AIM >> Output only the count of lines that contain "size".

STORED DATA >>
------------------------------------

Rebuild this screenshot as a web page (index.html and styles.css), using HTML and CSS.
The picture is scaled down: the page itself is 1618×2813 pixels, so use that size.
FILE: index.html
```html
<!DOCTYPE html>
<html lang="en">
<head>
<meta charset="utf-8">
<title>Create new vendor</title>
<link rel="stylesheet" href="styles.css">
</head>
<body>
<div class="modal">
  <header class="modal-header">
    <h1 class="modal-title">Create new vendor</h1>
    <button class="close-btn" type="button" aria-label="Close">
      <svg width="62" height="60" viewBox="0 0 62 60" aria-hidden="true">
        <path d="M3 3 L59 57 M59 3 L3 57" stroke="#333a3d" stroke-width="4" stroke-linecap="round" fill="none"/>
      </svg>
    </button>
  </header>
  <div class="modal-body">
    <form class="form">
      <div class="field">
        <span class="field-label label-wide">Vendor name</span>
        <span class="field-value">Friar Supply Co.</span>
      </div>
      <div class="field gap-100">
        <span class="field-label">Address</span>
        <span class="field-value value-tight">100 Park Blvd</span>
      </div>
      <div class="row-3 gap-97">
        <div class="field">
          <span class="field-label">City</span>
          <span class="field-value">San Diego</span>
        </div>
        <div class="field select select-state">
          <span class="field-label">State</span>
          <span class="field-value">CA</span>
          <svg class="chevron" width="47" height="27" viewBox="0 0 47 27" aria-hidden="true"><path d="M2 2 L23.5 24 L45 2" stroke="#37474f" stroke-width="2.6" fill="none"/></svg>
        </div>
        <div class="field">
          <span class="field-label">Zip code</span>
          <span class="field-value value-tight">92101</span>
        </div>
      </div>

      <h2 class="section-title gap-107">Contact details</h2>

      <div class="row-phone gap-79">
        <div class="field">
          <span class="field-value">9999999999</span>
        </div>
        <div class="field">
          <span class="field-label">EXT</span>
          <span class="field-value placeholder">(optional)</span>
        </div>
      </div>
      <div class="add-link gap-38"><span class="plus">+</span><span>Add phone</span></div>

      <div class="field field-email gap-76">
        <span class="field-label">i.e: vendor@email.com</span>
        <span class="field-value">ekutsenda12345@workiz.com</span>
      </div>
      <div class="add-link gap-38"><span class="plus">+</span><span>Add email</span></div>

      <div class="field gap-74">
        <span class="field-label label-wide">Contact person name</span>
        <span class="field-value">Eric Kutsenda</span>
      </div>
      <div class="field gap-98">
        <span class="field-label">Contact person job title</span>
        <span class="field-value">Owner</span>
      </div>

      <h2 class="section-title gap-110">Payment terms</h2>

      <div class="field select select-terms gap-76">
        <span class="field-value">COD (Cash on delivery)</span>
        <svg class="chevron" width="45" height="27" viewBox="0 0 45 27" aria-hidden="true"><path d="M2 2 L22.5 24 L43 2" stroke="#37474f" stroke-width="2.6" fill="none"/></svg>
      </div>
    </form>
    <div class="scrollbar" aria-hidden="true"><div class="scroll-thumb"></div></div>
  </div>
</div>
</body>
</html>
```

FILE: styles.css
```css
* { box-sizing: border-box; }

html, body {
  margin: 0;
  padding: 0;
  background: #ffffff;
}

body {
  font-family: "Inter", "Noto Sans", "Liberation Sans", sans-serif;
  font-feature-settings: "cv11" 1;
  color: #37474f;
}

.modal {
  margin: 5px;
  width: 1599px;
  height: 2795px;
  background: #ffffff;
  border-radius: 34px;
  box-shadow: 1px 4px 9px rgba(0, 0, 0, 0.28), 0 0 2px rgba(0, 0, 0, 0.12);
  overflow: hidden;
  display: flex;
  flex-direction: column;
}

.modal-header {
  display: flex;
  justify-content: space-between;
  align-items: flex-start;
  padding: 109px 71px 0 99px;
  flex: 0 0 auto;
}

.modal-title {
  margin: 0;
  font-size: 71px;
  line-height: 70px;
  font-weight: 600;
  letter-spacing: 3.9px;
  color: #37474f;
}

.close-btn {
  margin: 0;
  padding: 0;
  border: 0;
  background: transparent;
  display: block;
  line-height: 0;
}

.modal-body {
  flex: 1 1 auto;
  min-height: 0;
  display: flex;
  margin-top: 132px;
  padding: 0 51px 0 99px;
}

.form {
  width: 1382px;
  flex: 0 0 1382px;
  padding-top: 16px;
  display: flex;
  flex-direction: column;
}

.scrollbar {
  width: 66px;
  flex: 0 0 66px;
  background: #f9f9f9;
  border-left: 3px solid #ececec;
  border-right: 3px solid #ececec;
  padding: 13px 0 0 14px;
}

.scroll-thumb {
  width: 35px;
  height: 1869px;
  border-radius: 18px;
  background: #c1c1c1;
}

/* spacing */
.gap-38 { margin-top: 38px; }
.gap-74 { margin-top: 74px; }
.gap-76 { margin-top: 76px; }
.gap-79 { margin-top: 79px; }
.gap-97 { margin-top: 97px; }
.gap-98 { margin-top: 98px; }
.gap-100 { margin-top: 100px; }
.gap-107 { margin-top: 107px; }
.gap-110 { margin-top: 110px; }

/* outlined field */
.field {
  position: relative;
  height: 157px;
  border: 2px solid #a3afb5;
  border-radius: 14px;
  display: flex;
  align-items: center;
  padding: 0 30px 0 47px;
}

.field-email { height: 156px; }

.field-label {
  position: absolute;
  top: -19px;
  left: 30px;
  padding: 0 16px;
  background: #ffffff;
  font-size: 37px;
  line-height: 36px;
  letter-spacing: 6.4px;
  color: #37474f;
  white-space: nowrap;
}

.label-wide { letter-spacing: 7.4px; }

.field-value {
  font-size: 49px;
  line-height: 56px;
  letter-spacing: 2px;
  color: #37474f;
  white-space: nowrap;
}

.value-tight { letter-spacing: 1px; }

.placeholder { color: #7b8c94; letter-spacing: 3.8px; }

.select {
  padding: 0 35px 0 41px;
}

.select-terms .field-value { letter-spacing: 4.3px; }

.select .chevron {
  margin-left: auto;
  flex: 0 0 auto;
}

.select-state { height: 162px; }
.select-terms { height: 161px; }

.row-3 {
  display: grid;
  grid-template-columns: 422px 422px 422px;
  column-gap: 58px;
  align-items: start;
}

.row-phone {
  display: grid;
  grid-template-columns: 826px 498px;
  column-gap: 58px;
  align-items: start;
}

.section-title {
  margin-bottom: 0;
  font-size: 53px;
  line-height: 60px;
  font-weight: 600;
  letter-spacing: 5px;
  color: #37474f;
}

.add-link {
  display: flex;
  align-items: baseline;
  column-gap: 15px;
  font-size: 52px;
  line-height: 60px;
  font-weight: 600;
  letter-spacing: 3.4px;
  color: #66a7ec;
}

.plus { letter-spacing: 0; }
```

------------------------------------

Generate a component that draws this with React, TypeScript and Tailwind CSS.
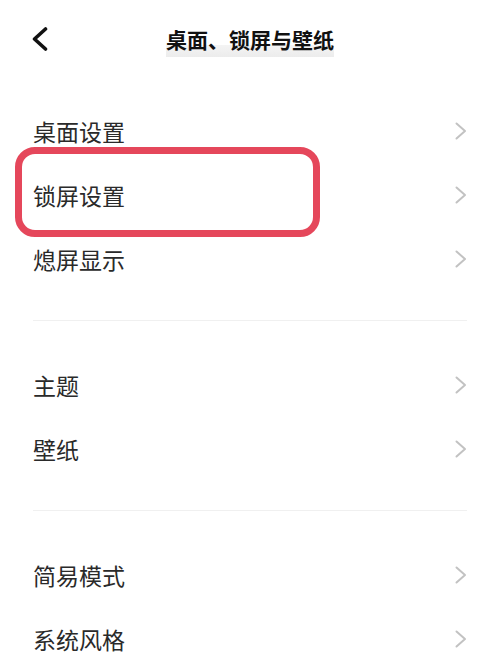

------------------------------------

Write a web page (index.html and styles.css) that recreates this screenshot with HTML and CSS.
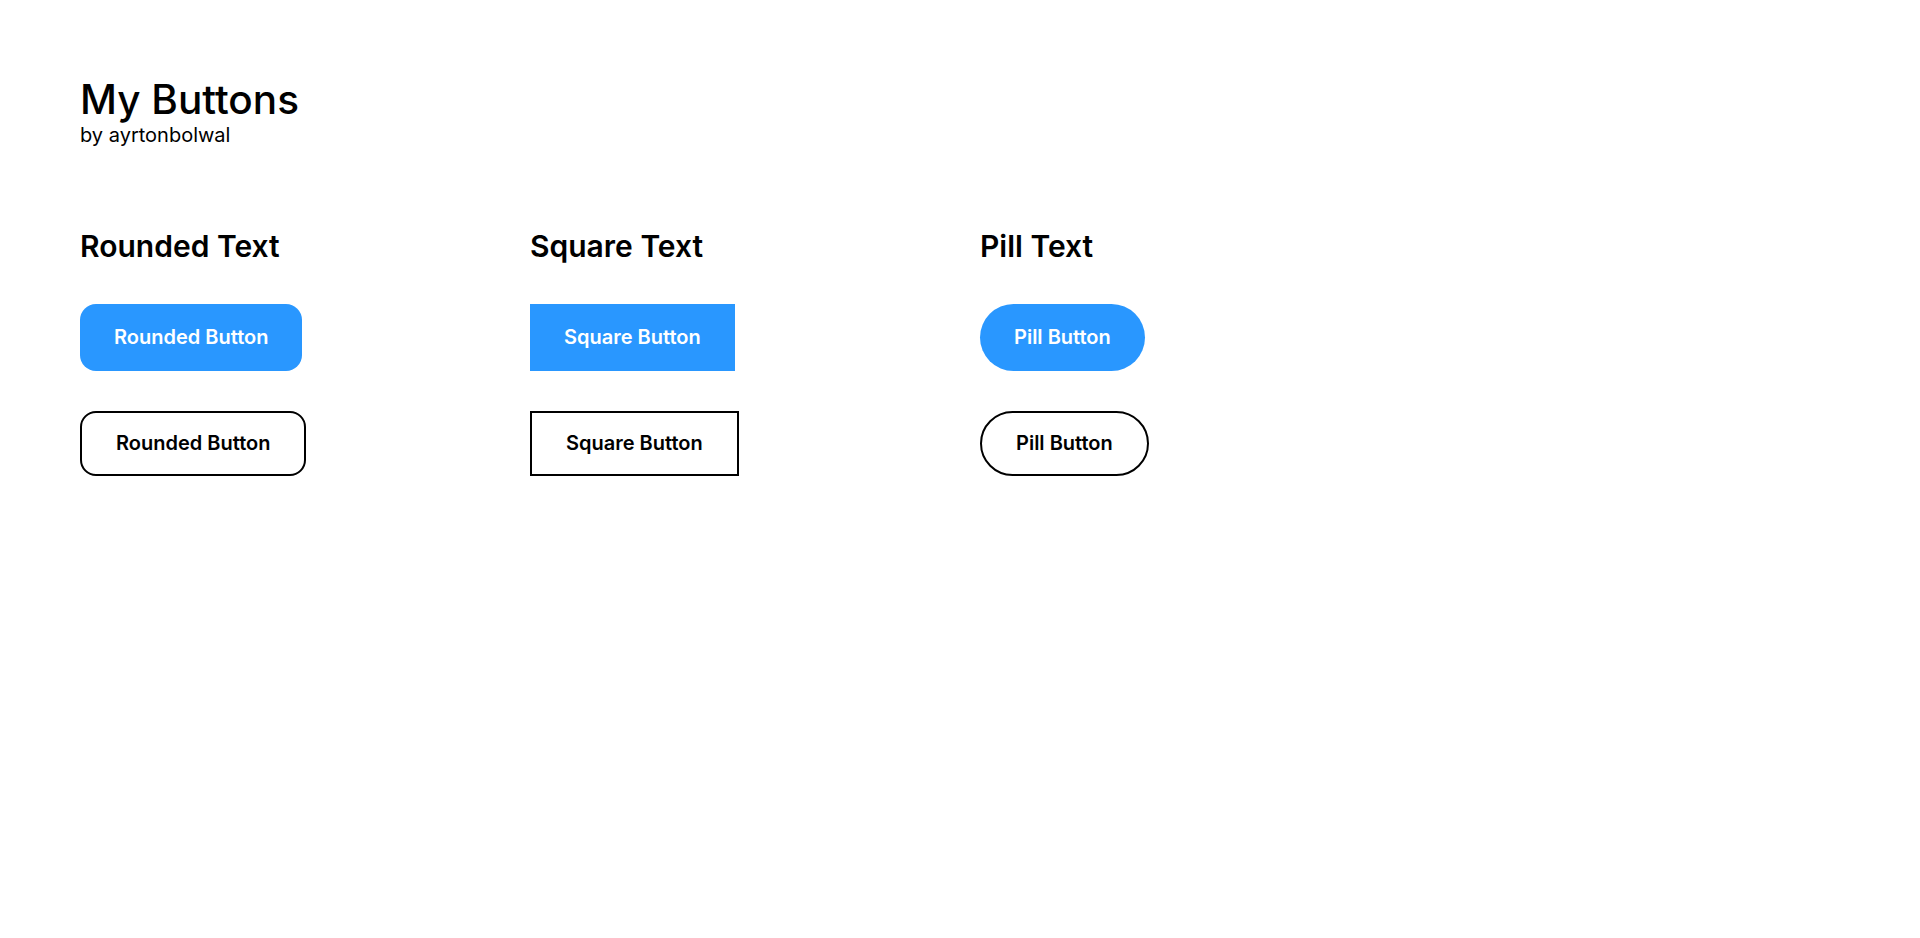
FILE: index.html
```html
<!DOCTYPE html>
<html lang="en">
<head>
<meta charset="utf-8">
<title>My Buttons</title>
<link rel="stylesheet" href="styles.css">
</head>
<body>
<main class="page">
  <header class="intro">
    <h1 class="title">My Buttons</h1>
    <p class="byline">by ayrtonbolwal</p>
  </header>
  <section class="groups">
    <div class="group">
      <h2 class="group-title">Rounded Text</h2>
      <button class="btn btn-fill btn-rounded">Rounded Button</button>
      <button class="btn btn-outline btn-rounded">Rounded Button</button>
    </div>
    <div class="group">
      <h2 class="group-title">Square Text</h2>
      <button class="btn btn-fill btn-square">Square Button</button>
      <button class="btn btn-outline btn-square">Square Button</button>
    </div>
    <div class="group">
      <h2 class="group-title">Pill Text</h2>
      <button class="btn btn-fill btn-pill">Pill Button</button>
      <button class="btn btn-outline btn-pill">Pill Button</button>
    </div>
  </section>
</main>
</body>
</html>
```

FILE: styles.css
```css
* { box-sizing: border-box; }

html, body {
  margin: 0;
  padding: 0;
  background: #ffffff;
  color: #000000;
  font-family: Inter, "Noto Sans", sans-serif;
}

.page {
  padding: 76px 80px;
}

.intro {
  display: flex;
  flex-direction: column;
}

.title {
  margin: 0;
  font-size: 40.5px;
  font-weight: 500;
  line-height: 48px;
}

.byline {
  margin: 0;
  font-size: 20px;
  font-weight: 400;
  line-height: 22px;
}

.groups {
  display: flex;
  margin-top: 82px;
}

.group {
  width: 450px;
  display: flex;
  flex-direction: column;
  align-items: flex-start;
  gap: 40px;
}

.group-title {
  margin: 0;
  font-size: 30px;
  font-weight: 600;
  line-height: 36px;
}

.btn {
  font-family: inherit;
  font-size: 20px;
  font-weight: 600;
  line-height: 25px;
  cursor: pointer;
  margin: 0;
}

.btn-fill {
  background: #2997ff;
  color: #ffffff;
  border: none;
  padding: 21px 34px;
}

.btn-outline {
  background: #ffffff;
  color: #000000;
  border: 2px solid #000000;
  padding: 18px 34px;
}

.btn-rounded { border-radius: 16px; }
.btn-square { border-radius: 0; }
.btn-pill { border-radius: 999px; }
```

------------------------------------

SOLVED EXERCISE >> 10